また、多くの国民が直接的に対応したことによる新たな変化も起きつつある。例えばテレワーク、オンライン会議については、これまで中々進まなかったが、外出自粛要請の中で、結果的に急速に普及することとなった。いくつかの課題も指摘されてはいるが、「どこにいても仕事ができる」、「通勤ラッシュに耐えながら都心に通勤する必要がない」、「遠距離を理由に参加できなかった会議に参加できるようになった」など効果を実感している国民も多い。社会構造を変える「きっかけ」となり、そしてそれを推進する「有効なツール」ともなり得る新しい流れとして期待したい。

しかしコロナとは関係なく毎年自然災害が多発している。昨年の台風19号も各地に大きな被害を残したことは記憶に新しいが、その中でもいくつかの治水プロジェクト等が完成していたため被害が最小限に押さえられた例があったことも事実である。例えば台風直撃直後であったものの、鶴見川流域の総合的な対策が功を奏してワールドカップ「日本vsスコットランド戦」が開催でき、しかも正々堂々と日本が勝利し決勝トーナメントに進出したことは特筆すべきことである。今年も各地で災害が発生している。特に7月の熊本県球磨川の被害は甚大であった。8月下旬、現地では、地元流域自治体と県・国との検証委員会が開催され、ダムが存在した場合の効果についても確認することとなったとの報道があった。データや事実に基づいて客観的かつ冷静に検証しその結果を今後に活かしていただきたい。

コロナをきっかけに既に社会が変わりつつある。今こそ「よりよい社会」へ「変えていくチャンス」と捉えたい。

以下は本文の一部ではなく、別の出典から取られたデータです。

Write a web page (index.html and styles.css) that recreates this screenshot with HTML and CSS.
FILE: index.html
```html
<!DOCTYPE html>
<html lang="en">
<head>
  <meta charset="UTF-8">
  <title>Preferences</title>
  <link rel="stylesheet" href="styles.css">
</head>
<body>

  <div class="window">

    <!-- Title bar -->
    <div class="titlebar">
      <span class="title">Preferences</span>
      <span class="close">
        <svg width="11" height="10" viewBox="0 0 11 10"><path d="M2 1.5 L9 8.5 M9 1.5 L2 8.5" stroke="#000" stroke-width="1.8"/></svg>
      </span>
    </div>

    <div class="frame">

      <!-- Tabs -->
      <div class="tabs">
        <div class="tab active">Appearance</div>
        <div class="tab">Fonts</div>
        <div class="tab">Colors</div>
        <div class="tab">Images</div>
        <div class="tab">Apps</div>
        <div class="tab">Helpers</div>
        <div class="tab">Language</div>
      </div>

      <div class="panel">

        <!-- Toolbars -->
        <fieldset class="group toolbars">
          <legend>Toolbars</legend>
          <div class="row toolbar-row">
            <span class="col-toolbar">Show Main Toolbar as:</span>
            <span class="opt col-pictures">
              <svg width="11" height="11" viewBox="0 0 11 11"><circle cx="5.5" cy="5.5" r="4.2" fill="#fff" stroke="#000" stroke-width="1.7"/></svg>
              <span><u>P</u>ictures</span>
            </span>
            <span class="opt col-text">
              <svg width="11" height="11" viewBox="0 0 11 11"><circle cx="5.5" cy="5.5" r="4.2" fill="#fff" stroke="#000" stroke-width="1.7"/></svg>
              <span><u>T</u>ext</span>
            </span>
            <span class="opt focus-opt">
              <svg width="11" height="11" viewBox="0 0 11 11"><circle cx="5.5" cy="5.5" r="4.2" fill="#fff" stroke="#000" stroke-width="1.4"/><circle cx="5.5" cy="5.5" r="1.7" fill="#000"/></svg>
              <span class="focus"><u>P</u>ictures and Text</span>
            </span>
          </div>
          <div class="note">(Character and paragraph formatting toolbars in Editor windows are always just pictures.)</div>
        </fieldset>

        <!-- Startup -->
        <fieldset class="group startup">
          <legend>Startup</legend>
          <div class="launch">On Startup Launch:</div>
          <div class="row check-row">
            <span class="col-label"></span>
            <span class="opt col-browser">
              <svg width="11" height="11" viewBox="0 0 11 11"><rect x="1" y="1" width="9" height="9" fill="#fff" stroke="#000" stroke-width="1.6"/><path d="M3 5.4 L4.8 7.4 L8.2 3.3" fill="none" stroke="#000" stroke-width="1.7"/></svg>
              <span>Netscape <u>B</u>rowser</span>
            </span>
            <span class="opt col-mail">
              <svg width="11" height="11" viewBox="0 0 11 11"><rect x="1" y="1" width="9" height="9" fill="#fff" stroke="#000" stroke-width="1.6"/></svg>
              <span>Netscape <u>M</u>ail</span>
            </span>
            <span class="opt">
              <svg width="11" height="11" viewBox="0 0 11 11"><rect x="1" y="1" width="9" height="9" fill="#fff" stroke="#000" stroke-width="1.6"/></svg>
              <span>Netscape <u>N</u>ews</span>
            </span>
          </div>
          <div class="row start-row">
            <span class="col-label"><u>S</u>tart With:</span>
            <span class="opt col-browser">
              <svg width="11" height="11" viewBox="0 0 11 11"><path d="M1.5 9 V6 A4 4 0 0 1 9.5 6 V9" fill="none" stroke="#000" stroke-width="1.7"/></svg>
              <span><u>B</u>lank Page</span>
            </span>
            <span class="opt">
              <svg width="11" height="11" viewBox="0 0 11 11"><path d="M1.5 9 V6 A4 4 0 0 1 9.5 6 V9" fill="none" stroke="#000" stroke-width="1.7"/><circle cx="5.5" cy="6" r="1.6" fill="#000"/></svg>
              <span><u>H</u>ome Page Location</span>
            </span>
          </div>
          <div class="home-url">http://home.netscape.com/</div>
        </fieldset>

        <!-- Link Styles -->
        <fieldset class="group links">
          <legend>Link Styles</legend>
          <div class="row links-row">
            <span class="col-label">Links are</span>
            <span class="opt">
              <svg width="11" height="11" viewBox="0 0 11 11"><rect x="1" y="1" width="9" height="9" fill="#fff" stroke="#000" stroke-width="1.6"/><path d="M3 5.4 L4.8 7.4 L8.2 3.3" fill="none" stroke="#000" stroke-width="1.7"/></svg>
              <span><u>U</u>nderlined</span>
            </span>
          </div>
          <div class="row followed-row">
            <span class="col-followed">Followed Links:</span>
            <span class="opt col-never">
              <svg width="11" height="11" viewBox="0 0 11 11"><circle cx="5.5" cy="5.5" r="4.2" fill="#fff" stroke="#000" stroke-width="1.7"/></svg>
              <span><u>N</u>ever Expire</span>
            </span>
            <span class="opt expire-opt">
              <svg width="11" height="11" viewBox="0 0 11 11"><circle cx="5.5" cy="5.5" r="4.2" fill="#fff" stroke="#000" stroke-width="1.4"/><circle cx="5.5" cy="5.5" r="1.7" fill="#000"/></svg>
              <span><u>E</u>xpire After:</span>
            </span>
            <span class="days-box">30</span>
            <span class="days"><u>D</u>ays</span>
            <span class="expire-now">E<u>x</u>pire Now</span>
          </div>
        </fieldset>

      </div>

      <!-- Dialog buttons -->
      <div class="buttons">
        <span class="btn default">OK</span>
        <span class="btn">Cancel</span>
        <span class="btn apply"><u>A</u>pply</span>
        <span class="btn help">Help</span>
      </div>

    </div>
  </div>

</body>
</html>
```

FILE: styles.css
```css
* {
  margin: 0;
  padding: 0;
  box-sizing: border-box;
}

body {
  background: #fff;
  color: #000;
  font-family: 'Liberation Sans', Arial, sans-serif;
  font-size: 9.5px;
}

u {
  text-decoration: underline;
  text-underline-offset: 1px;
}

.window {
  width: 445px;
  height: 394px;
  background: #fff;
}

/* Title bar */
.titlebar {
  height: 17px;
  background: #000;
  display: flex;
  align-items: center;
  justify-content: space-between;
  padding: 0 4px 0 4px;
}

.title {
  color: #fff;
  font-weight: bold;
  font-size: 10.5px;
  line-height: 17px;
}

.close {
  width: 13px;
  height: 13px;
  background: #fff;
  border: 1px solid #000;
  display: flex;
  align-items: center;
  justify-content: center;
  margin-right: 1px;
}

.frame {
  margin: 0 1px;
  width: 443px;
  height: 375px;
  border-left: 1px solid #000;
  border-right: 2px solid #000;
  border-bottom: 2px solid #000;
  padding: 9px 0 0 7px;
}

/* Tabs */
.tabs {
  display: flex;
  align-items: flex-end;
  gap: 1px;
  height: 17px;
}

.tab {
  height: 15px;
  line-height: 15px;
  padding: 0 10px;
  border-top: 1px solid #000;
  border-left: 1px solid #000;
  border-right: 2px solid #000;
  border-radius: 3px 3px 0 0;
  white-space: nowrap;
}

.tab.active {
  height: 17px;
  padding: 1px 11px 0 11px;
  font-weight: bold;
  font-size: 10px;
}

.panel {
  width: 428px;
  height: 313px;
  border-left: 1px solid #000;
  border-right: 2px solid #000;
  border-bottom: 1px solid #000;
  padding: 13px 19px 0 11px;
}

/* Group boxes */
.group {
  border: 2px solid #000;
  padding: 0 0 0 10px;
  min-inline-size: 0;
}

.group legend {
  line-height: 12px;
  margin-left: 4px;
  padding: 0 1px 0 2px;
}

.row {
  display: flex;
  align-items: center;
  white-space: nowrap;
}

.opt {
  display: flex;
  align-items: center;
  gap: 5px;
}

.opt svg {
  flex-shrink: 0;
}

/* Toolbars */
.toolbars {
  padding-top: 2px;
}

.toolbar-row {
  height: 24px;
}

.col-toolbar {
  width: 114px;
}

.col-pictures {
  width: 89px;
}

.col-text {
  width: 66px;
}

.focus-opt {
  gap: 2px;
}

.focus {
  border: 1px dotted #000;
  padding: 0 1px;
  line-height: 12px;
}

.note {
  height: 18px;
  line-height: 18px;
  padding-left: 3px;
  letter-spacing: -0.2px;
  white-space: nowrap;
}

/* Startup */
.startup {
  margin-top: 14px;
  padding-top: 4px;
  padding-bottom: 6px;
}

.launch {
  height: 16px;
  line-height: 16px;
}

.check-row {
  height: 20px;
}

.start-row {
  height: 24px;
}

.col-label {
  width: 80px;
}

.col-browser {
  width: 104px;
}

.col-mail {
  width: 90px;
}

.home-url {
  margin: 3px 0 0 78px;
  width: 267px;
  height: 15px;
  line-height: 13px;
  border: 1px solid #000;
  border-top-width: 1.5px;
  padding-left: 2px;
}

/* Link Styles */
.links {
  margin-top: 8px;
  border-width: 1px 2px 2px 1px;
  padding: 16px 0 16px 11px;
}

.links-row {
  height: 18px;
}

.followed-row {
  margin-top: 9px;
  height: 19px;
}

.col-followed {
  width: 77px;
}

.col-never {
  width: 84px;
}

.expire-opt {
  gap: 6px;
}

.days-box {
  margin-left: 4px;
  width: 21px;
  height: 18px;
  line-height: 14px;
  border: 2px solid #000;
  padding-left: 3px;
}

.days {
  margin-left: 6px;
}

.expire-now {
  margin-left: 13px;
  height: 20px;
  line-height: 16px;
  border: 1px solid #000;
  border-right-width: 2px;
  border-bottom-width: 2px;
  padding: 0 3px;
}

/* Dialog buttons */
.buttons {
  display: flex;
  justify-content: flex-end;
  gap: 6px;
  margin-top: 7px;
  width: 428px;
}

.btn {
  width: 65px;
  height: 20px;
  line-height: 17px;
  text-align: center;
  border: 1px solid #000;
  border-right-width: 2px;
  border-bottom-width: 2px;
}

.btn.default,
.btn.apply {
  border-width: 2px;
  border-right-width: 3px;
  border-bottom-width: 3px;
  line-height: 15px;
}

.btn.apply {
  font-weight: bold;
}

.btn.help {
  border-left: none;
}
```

例えば、自然災害やパンデミック等、社会に甚大な影響を与える「外力」に対しても「余裕をもった、強く・しなやかで、安全・安心な社会」にすべきだと強く思う。また、「思いやりのある社会」、「短期ではなく長期的志向をもった持続可能な社会」なども新しい社会に向けての重要な考え方だと思う。国民的な議論がなされ、より多くの国民が共感できる「考え方」が形成され、共有されれば、よりよい方向に「社会を変えていく」ことも可能であると信じたい。社会を構成する一員として、そしてそれを支える「社会インフラ」に関わる者として、多くの方々と議論を重ねながら自分にできることから行動を起こしていきたいと思う次第である。